1940-45: 72,000 Puerto Ricans Serve During WWII
Image from the Historical Society of Pennsylvania
After the Jones Act was passed in 1917, granting Puerto Ricans American citizenship, it is estimated that 20,000 Puerto Ricans served in the U.S. military to fight in World War I. It is no surprise, then, that thousands of Puerto Ricans volunteered to serve the United States when the Second World War broke out decades later. An estimated 72,000 Puerto Ricans fought alongside their fellow American citizens in the Second World War.
Many of these soldiers served in the Army’s 65th Infantry Regiment, an all-volunteer Hispanic unit that consisted largely of Puerto Ricans, a characteristic that garnered the regiment’s nickname, The Borinqueneers (Borinquen is the Taino name for Puerto Rico and means "Land of the Valiant Lord"). Members of the 65th were sent to guard the Panama Canal in 1943 before being transferred to France in 1944, where the regiment fought in various battles, including the Battle of Naple-Fogis and the Battle of Rome-Arno.
Puerto Rico and its people played a large role in World War II. Aside from the work of the 65th Regiment, the island itself served as host to various airfields—Borinquen Field, Isla Grande Naval Air Station, Losey Field, and Vega Baja Auxiliary Airdome—and a naval base, called Roosevelt Roads. In 1944, the Army Nurse Corps recruited 200 Puerto Rican women as nurses. The promotion of Navy Admiral Horacio Rivero to the rank of admiral marked a first in the history of the Navy, Rivero being the first Hispanic individual to achieve such a ranking.
Written by McKenna Britton, a public historian living and learning in Philadelphia.

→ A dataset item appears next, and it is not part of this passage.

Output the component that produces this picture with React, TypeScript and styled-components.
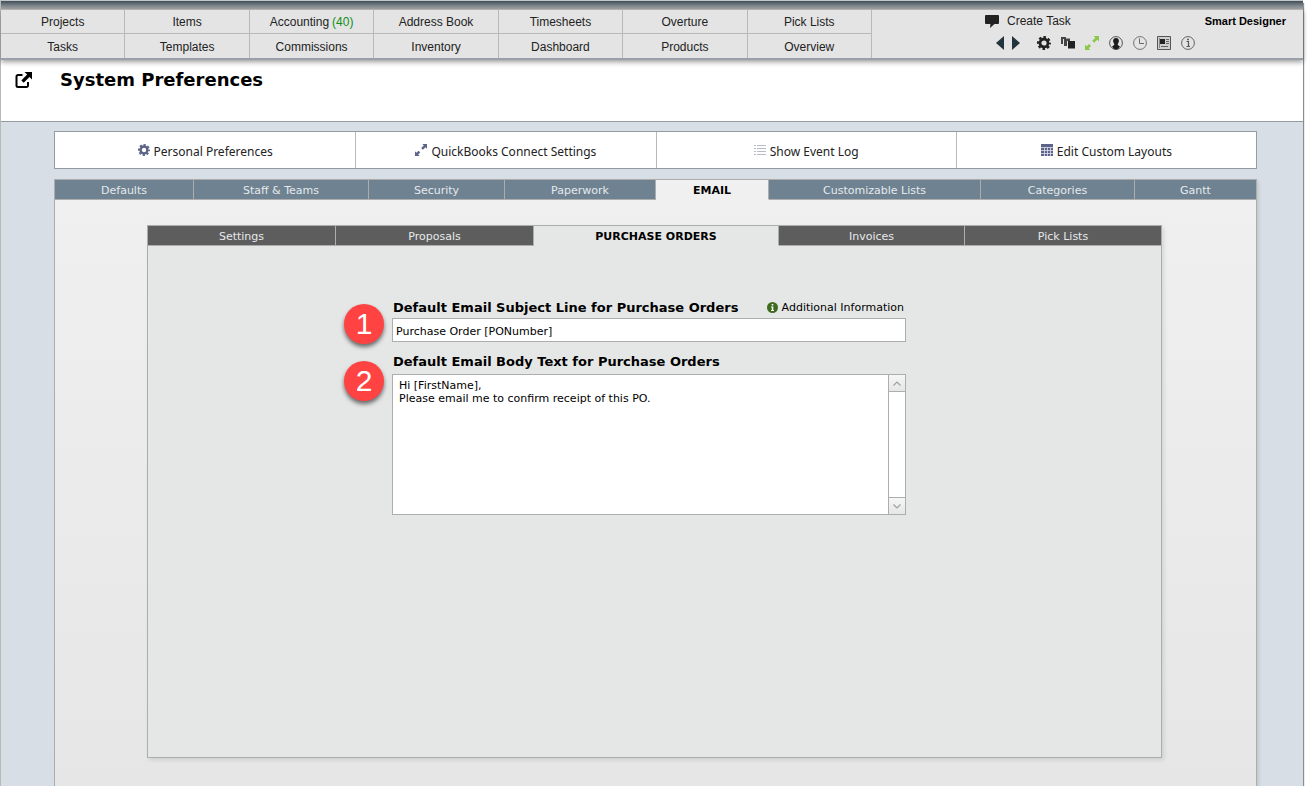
import React from "react";
import styled, { createGlobalStyle } from "styled-components";

const verdana = '"DejaVu Sans", Verdana, sans-serif';
const arial = '"Liberation Sans", Arial, sans-serif';
const humanist = '"Noto Sans", "Open Sans", sans-serif';

const GlobalStyle = createGlobalStyle`
  *, *::before, *::after { box-sizing: border-box; }
  body { margin: 0; background: #fff; color: #000; font-family: ${verdana}; font-size: 11px; }
  button { margin: 0; padding: 0; border: 0; background: none; color: inherit; font: inherit; cursor: pointer; }
  svg { display: block; flex: none; }
`;

const Page = styled.div`
  display: flex;
  flex-direction: column;
  min-height: 100vh;
  margin-right: 4px;
  background: #d7dee5;
  border-top: 1px solid #c4c8c8;
  border-left: 1px solid #b9b9b9;
  box-shadow: 1px 3px 1px #8c8c8c;
`;

const TopStrip = styled.div`
  height: 8px;
  background: linear-gradient(#3f4e59, #a9acae);
`;

const Header = styled.header`
  position: relative;
  display: grid;
  grid-template-columns: 871fr 431fr;
  background: #e4e4e4;
  border-top: 1px solid #b0b0b0;
  border-bottom: 2px solid #9aa0a7;
  box-shadow: 0 2px 5px rgba(0, 0, 0, 0.4);
  font-family: ${arial};
  font-size: 12px;
  color: #222;
`;

const MainNav = styled.nav`
  display: grid;
  grid-template-columns: repeat(7, 1fr);
  grid-template-rows: 24px 24px;
`;

const NavLink = styled.a`
  display: flex;
  align-items: center;
  justify-content: center;
  gap: 3px;
  padding-top: 1px;
  border-right: 1px solid #b9b9b9;
  color: inherit;
  text-decoration: none;
  white-space: nowrap;
  &:nth-child(-n + 7) { border-bottom: 1px solid #b9b9b9; }
`;

const Count = styled.span`
  color: #0f8f1c;
`;

const HeaderTools = styled.div`
  display: flex;
  flex-direction: column;
  gap: 4px;
  padding: 2px 17px 0 113px;
`;

const ToolLine = styled.div`
  display: flex;
  align-items: center;
  justify-content: space-between;
  height: 18px;
`;

const CreateTask = styled.button`
  display: flex;
  align-items: center;
  gap: 8px;
`;

const UserName = styled.strong`
  font-size: 11px;
  color: #000;
`;

const IconLine = styled.div`
  display: flex;
  align-items: center;
  gap: 10px;
  height: 18px;
  padding-left: 11px;
`;

const Arrows = styled.div`
  display: flex;
  gap: 8px;
  margin-right: 7px;
`;

const IconButton = styled.button`
  display: flex;
`;

const TitleBar = styled.div`
  display: flex;
  align-items: flex-start;
  gap: 28px;
  height: 62px;
  padding: 11px 13px;
  background: #fff;
  border-bottom: 1px solid #939ca1;
`;

const Title = styled.h1`
  margin: 0;
  font-size: 18px;
  line-height: 18px;
`;

const Content = styled.main`
  flex: 1;
  display: flex;
  flex-direction: column;
  gap: 10px;
  padding: 9px 46px 0 53px;
`;

const Toolbar = styled.div`
  display: grid;
  grid-template-columns: repeat(4, 1fr);
  height: 38px;
  background: #fff;
  border: 1px solid #939ca1;
`;

const ToolbarButton = styled.button`
  display: flex;
  align-items: center;
  justify-content: center;
  gap: 4px;
  border-left: 1px solid #b9b9b9;
  font-family: ${humanist};
  font-size: 12px;
  color: #222;
  white-space: nowrap;
  &:first-child { border-left: 0; }
`;

const ToolbarLabel = styled.span`
  padding-top: 3px;
`;

const Panel = styled.section`
  flex: 1;
  display: flex;
  flex-direction: column;
  border: 1px solid #adadad;
  border-bottom: 0;
  background: linear-gradient(#f0f0f0, #e6e6e6);
  box-shadow: 2px 2px 3px rgba(0, 0, 0, 0.1);
`;

const Tabs = styled.div<{ $columns: string }>`
  display: grid;
  grid-template-columns: ${(p) => p.$columns};
  height: 20px;
`;

const Tab = styled.button<{ $fill: string }>`
  padding-top: 2px;
  border-right: 1px solid #adadad;
  border-bottom: 1px solid #adadad;
  background: ${(p) => p.$fill};
  color: #e6e9eb;
  white-space: nowrap;
  &:last-child { border-right: 0; }
  &[aria-selected="true"] {
    background: none;
    border-bottom-color: transparent;
    color: #000;
    font-weight: bold;
  }
`;

const InnerPanel = styled.section`
  flex: 1;
  display: flex;
  flex-direction: column;
  margin: 25px 94px 28px 92px;
  border: 1px solid #adadad;
  background: #e5e7e6;
  box-shadow: 2px 2px 4px rgba(0, 0, 0, 0.1);
`;

const Form = styled.form`
  display: flex;
  flex-direction: column;
  gap: 10px;
  padding: 52px 0 60px;
`;

const FieldRow = styled.div`
  display: grid;
  grid-template-columns: 244fr 514fr 255fr;
  align-items: start;
`;

const Step = styled.span<{ $top: number }>`
  justify-self: end;
  width: 40px;
  height: 40px;
  margin: ${(p) => p.$top}px 8px -8px 0;
  border-radius: 50%;
  background: #ff4343;
  box-shadow: 0 3px 4px rgba(0, 0, 0, 0.55);
  color: #fff;
  font: 30px/40px ${arial};
  text-align: center;
`;

const Field = styled.div`
  display: flex;
  flex-direction: column;
  gap: 2px;
`;

const LabelLine = styled.div`
  display: flex;
  align-items: center;
  justify-content: space-between;
  height: 18px;
  padding: 0 2px 0 1px;
`;

const Label = styled.label`
  font-size: 13px;
  font-weight: bold;
  white-space: nowrap;
`;

const InfoLink = styled.a`
  display: flex;
  align-items: center;
  gap: 4px;
  color: #000;
  text-decoration: none;
  white-space: nowrap;
`;

const TextInput = styled.input`
  width: 100%;
  height: 24px;
  padding: 2px 3px 0;
  border: 1px solid #adadad;
  border-radius: 0;
  background: #fff;
  font: 11px/13px ${verdana};
  outline: 0;
`;

const TextBox = styled.div`
  display: flex;
  height: 141px;
  margin-top: 2px;
  border: 1px solid #adadad;
  background: #fff;
`;

const TextArea = styled.textarea`
  flex: 1;
  min-width: 0;
  padding: 4px 6px;
  border: 0;
  background: none;
  font: 11px/13px ${verdana};
  resize: none;
  outline: 0;
  overflow: hidden;
`;

const ScrollBar = styled.div`
  display: flex;
  flex-direction: column;
  justify-content: space-between;
  width: 17px;
  border-left: 1px solid #adadad;
`;

const ScrollButton = styled.button`
  display: flex;
  align-items: center;
  justify-content: center;
  height: 17px;
  background: linear-gradient(#f6f6f6, #e6e6e6);
  border-bottom: 1px solid #adadad;
  &:last-child {
    border-bottom: 0;
    border-top: 1px solid #adadad;
  }
`;

const Gear = ({ size, color }: { size: number; color: string }) => (
  <svg width={size} height={size} viewBox="0 0 14 14" fill="none" stroke={color}>
    <circle cx="7" cy="7" r="4" strokeWidth="2.8" />
    <circle cx="7" cy="7" r="5.8" strokeWidth="2.4" strokeDasharray="2.5 2.055" strokeDashoffset="1.25" />
  </svg>
);

const Expand = ({ size, color }: { size: number; color: string }) => (
  <svg width={size} height={size} viewBox="0 0 14 14" fill={color}>
    <path d="M8.6 0H14v5.4l-1.7-1.7-3.1 3.1-2-2 3.1-3.1zM5.4 14H0V8.6l1.7 1.7 2.4-2.4 2 2-2.4 2.4z" />
  </svg>
);

const OpenWindow = () => (
  <svg width="18" height="18" viewBox="0 0 18 18" fill="none">
    <path d="M8.5 4H4a1.5 1.5 0 0 0-1.5 1.5V14.500A1.5 1.5 0 0 0 4 16h8.500A1.500 1.500 0 0 0 14 14.500v-3.500" stroke="#000" strokeWidth="2" />
    <path d="M10.500 1H18v7.500l-2.500-2.500-5.800 5.800-2.400-2.400 5.800-5.800z" fill="#000" />
  </svg>
);

const Speech = () => (
  <svg width="14" height="13" viewBox="0 0 14 13" fill="#222">
    <path d="M1 0h12q1 0 1 1v7q0 1-1 1H9.500L5 13l.4-4H1Q0 9 0 8V1q0-1 1-1z" />
  </svg>
);

const Triangle = ({ left }: { left?: boolean }) => (
  <svg width="8" height="14" viewBox="0 0 8 14" fill="#24343f">
    <path d={left ? "M8 0v14L0 7z" : "M0 0v14l8-7z"} />
  </svg>
);

const Windows = () => (
  <svg width="14" height="12" viewBox="0 0 14 12">
    <path d="M0 0h5v2H2v5H0z" fill="#444" />
    <path d="M3 1.500h6v2.500H6v5H3z" fill="#444" />
    <path d="M7 4h7v7.500H7z" fill="#222" />
  </svg>
);

const Person = () => (
  <svg width="14" height="14" viewBox="0 0 14 14">
    <circle cx="7" cy="7" r="6.400" fill="none" stroke="#444" strokeWidth=".9" />
    <path d="M7 2c2.200 0 3 1.400 2.900 3.100-.1 1.500-.7 2.200-1.100 2.800v1.200l2.200 1.400Q9.500 13.500 7 13.500t-4-3l2.200-1.400V7.900C4.800 7.300 4.200 6.600 4.100 5.100 4 3.400 4.800 2 7 2z" fill="#1c1c1c" />
  </svg>
);

const Clock = () => (
  <svg width="14" height="14" viewBox="0 0 14 14" fill="none" stroke="#666">
    <circle cx="7" cy="7" r="6.400" strokeWidth=".9" />
    <path d="M6.500 2.500v5h4.500" />
  </svg>
);

const News = () => (
  <svg width="14" height="14" viewBox="0 0 14 14" fill="none">
    <path d="M.5.500h13v13H.5z" fill="#cfcfcf" stroke="#555" />
    <path d="M2.500 2v10" stroke="#888" />
    <path d="M3 3h5v5H3z" fill="#222" />
    <path d="M9 3.500h3M9 5.500h3M9 7.500h3M4 10.500h7" stroke="#666" />
  </svg>
);

const Info = () => (
  <svg width="14" height="14" viewBox="0 0 14 14" fill="none" stroke="#555">
    <circle cx="7" cy="7" r="6.400" strokeWidth=".9" />
    <path d="M5.500 5.500H7.500V10.500M5.500 10.500h3.500" strokeWidth="1.200" />
    <path d="M6.300 2.800h1.500v1.400H6.300z" fill="#333" stroke="none" />
  </svg>
);

const ListIcon = () => (
  <svg width="12" height="12" viewBox="0 0 12 12" stroke="#b9bcc8">
    <path d="M0 1.500h2M3 1.500h9M0 4.500h2M3 4.500h9M0 7.500h2M3 7.500h9M0 10.500h2M3 10.500h9" />
  </svg>
);

const TableIcon = () => (
  <svg width="12" height="12" viewBox="0 0 12 12">
    <path d="M0 0h12v12H0z" fill="#5d6389" />
    <path d="M0 3.500h12M0 6.500h12M0 9.500h12M3.500 3.500V12M6.500 3.500V12M9.500 3.500V12" stroke="#dfe1ec" strokeWidth=".8" />
  </svg>
);

const InfoDot = () => (
  <svg width="11" height="11" viewBox="0 0 11 11">
    <circle cx="5.500" cy="5.500" r="5.500" fill="#3d6b1f" />
    <path d="M4.700 2h1.600v1.400H4.700zM4 4.400h2.300v3.500H7V9H4V7.900h.8V5.400H4z" fill="#fff" />
  </svg>
);

const Chevron = ({ down }: { down?: boolean }) => (
  <svg width="8" height="5" viewBox="0 0 8 5" fill="none" stroke="#a0a0a0" strokeWidth="1.200">
    <path d={down ? "M.5.500L4 4 7.500.500" : "M.5 4.500L4 1l3.500 3.500"} />
  </svg>
);

const navItems = [
  "Projects", "Items", "Accounting", "Address Book", "Timesheets", "Overture", "Pick Lists",
  "Tasks", "Templates", "Commissions", "Inventory", "Dashboard", "Products", "Overview",
];

const headerIcons = [
  { label: "Settings", icon: <Gear size={14} color="#222" /> },
  { label: "Windows", icon: <Windows /> },
  { label: "Expand", icon: <Expand size={14} color="#8cc84b" /> },
  { label: "Account", icon: <Person /> },
  { label: "Time", icon: <Clock /> },
  { label: "News", icon: <News /> },
  { label: "Info", icon: <Info /> },
];

const actions = [
  { label: "Personal Preferences", icon: <Gear size={12} color="#5d6389" /> },
  { label: "QuickBooks Connect Settings", icon: <Expand size={12} color="#5d6389" /> },
  { label: "Show Event Log", icon: <ListIcon /> },
  { label: "Edit Custom Layouts", icon: <TableIcon /> },
];

const sections = ["Defaults", "Staff & Teams", "Security", "Paperwork", "EMAIL", "Customizable Lists", "Categories", "Gantt"];
const emailTabs = ["Settings", "Proposals", "PURCHASE ORDERS", "Invoices", "Pick Lists"];

function TabRow({ items, active, fill, columns }: { items: string[]; active: string; fill: string; columns: string }) {
  return (
    <Tabs role="tablist" $columns={columns}>
      {items.map((item) => (
        <Tab key={item} type="button" role="tab" aria-selected={item === active} $fill={fill}>
          {item}
        </Tab>
      ))}
    </Tabs>
  );
}

export default function App() {
  return (
    <>
      <GlobalStyle />
      <Page>
        <TopStrip />
        <Header>
          <MainNav>
            {navItems.map((item) => (
              <NavLink key={item} href="#">
                {item}
                {item === "Accounting" && <Count>(40)</Count>}
              </NavLink>
            ))}
          </MainNav>
          <HeaderTools>
            <ToolLine>
              <CreateTask type="button">
                <Speech />
                Create Task
              </CreateTask>
              <UserName>Smart Designer</UserName>
            </ToolLine>
            <IconLine>
              <Arrows>
                <IconButton type="button" aria-label="Back"><Triangle left /></IconButton>
                <IconButton type="button" aria-label="Forward"><Triangle /></IconButton>
              </Arrows>
              {headerIcons.map(({ label, icon }) => (
                <IconButton key={label} type="button" aria-label={label}>{icon}</IconButton>
              ))}
            </IconLine>
          </HeaderTools>
        </Header>
        <TitleBar>
          <IconButton type="button" aria-label="Open in new window"><OpenWindow /></IconButton>
          <Title>System Preferences</Title>
        </TitleBar>
        <Content>
          <Toolbar>
            {actions.map(({ label, icon }) => (
              <ToolbarButton key={label} type="button">
                {icon}
                <ToolbarLabel>{label}</ToolbarLabel>
              </ToolbarButton>
            ))}
          </Toolbar>
          <Panel>
            <TabRow
              items={sections}
              active="EMAIL"
              fill="#6e8292"
              columns="139fr 175fr 136fr 151fr 113fr 212fr 154fr 121fr"
            />
            <InnerPanel>
              <TabRow
                items={emailTabs}
                active="PURCHASE ORDERS"
                fill="#5d5d5d"
                columns="188fr 198fr 245fr 186fr 196fr"
              />
              <Form>
                <FieldRow>
                  <Step $top={6}>1</Step>
                  <Field>
                    <LabelLine>
                      <Label htmlFor="subject">Default Email Subject Line for Purchase Orders</Label>
                      <InfoLink href="#"><InfoDot />Additional Information</InfoLink>
                    </LabelLine>
                    <TextInput id="subject" defaultValue="Purchase Order [PONumber]" />
                  </Field>
                </FieldRow>
                <FieldRow>
                  <Step $top={9}>2</Step>
                  <Field>
                    <LabelLine>
                      <Label htmlFor="body">Default Email Body Text for Purchase Orders</Label>
                    </LabelLine>
                    <TextBox>
                      <TextArea id="body" defaultValue={"Hi [FirstName],\nPlease email me to confirm receipt of this PO."} />
                      <ScrollBar>
                        <ScrollButton type="button" aria-label="Scroll up"><Chevron /></ScrollButton>
                        <ScrollButton type="button" aria-label="Scroll down"><Chevron down /></ScrollButton>
                      </ScrollBar>
                    </TextBox>
                  </Field>
                </FieldRow>
              </Form>
            </InnerPanel>
          </Panel>
        </Content>
      </Page>
    </>
  );
}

See the Spanish version of this page here.
For more context on this event, see the Politics page.
- Collins, Shannon. "Puerto Ricans Represented Throughout U.S. Military History." U.S. Department of Defense. October 14, 2016.
- World War II Database: Puerto Rico
Oral History Connection: How was Puerto Rico's reaction to the Second World War? "Oh boy! Look, when I enlisted in 1939, during the first mandatory draft everyone in Puerto Rico was very happy. Things were so bad, everyone wanted to be in the army, you know. It was like it was Christmas, as though it were a party. And I remember, and they would take me to the army, man I volunteered to work at the base. I enlisted; I went to the base...But we never left Puerto Rico. I was an interpreter for four years on the base of Punta Borinquen in Puerto Rico." (Tape 1980-A)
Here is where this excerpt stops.